● What you are asked to do: Among the lines below, count those containing the word "index". Give the number only.

● Stored data:
---------------

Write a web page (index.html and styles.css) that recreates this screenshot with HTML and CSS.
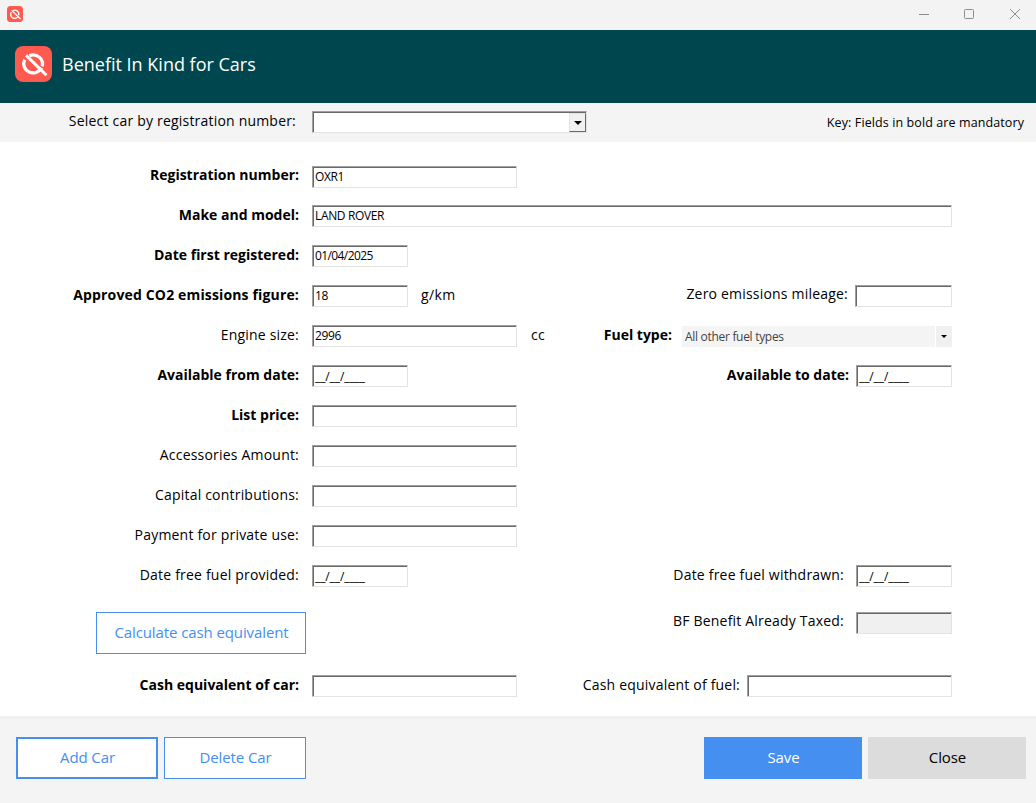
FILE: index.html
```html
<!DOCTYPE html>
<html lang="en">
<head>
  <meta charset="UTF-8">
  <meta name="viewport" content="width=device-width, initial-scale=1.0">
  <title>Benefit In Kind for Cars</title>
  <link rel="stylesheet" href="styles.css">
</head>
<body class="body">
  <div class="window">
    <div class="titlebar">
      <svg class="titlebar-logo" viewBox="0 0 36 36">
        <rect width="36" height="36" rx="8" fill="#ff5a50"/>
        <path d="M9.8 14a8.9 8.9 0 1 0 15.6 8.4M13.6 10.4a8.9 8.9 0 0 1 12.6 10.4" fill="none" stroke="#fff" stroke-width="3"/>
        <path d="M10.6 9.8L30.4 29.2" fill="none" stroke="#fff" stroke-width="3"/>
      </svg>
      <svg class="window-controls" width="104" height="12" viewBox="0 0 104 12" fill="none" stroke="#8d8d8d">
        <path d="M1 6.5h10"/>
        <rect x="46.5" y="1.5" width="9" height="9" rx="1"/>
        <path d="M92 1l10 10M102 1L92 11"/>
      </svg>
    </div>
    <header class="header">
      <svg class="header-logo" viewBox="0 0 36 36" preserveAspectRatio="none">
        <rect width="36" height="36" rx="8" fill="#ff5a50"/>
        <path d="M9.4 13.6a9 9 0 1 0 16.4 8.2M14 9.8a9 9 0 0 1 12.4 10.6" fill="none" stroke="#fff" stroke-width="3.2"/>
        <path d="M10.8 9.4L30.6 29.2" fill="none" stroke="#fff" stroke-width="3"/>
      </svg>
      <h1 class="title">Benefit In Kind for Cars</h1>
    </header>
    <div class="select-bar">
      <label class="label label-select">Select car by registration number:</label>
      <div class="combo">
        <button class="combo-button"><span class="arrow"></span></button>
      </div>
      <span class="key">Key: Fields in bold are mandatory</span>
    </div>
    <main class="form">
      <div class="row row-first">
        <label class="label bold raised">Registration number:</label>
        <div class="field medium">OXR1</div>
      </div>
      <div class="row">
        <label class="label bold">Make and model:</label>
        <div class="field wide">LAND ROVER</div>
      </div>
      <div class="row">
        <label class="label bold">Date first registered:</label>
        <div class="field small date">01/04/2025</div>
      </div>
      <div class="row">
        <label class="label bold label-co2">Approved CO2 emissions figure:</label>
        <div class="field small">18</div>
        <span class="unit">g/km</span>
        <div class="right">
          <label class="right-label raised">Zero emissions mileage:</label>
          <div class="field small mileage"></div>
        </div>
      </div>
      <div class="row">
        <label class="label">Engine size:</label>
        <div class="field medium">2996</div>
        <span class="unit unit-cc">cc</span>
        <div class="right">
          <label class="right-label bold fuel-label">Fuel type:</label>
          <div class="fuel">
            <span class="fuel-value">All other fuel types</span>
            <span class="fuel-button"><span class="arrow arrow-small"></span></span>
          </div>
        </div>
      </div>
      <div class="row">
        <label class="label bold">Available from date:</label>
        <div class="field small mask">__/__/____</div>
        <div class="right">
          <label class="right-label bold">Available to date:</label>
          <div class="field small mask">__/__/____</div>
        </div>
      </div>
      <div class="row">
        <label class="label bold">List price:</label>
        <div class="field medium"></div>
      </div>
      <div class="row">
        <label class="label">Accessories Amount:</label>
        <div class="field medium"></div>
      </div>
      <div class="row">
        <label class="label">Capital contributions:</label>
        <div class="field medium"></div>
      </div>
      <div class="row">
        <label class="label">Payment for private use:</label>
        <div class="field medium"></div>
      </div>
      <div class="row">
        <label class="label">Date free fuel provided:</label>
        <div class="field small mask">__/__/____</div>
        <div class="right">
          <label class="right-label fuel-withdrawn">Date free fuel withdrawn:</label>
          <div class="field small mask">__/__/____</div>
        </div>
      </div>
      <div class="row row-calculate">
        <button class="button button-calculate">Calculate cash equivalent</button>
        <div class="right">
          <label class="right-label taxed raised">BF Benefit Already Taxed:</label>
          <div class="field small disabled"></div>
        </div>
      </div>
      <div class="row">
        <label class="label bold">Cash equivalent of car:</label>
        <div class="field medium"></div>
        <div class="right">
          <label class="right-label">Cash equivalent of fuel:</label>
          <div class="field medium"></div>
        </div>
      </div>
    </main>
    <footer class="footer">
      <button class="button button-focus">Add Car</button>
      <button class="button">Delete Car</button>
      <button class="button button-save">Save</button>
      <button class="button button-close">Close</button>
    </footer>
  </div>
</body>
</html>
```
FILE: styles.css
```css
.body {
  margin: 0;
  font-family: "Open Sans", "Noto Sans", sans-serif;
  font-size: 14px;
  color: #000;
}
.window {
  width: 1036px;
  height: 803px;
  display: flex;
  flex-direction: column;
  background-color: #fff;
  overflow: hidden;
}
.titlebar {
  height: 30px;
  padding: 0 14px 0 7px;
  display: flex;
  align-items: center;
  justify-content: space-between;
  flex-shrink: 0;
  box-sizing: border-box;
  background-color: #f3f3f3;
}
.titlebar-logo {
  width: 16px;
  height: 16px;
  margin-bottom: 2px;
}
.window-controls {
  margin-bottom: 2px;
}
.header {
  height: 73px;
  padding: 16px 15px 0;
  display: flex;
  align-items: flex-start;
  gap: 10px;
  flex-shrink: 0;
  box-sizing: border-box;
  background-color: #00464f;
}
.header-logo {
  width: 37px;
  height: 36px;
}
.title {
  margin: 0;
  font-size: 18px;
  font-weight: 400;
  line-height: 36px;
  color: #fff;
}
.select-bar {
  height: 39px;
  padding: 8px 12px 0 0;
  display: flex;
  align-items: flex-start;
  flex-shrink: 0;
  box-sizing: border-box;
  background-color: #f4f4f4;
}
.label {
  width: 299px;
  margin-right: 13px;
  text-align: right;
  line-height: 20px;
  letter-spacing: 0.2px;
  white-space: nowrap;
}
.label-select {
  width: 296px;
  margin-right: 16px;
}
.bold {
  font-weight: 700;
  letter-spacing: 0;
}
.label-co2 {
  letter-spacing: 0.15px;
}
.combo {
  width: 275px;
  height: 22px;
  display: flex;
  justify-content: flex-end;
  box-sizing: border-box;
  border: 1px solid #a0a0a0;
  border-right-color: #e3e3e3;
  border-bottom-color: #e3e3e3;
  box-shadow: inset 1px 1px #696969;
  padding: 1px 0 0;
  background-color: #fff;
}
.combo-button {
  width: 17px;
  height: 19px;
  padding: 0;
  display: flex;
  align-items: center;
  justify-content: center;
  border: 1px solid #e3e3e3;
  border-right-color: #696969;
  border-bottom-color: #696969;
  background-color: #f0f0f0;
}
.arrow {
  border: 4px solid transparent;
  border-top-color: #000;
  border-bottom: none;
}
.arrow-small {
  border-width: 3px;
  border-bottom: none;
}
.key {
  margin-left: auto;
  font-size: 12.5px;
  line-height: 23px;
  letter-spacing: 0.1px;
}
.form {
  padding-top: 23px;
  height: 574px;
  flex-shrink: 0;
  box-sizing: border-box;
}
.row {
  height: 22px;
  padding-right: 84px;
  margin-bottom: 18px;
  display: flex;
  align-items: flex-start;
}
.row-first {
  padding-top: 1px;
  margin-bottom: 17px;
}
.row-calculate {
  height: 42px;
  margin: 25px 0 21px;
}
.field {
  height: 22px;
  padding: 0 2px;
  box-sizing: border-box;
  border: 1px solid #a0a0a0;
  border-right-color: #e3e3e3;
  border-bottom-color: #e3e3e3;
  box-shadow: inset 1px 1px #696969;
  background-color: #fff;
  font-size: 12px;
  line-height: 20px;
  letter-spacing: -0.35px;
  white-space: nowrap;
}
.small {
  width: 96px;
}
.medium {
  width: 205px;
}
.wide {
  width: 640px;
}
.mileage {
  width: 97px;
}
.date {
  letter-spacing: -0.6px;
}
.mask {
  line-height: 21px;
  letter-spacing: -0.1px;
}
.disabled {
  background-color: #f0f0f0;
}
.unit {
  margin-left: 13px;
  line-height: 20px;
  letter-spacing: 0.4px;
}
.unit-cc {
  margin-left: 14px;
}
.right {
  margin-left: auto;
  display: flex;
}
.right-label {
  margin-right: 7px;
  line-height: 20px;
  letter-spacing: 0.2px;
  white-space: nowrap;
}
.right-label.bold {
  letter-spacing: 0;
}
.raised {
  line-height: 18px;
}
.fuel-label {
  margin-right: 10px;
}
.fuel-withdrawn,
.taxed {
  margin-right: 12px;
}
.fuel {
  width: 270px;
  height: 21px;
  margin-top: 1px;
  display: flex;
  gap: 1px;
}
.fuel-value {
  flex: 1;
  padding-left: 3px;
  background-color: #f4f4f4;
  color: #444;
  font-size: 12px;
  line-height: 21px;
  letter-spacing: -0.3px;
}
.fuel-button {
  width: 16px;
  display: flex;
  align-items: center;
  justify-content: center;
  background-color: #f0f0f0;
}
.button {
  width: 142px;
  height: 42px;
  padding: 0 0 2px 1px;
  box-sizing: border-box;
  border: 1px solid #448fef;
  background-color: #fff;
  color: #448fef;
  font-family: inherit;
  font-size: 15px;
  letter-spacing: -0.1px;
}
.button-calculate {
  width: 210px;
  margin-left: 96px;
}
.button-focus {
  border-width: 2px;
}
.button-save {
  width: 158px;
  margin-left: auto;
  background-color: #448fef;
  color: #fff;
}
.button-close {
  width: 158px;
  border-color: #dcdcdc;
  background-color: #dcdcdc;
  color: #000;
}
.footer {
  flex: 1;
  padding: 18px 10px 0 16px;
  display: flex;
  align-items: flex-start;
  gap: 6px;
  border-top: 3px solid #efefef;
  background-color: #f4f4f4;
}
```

---------------

● Answer to the task: 2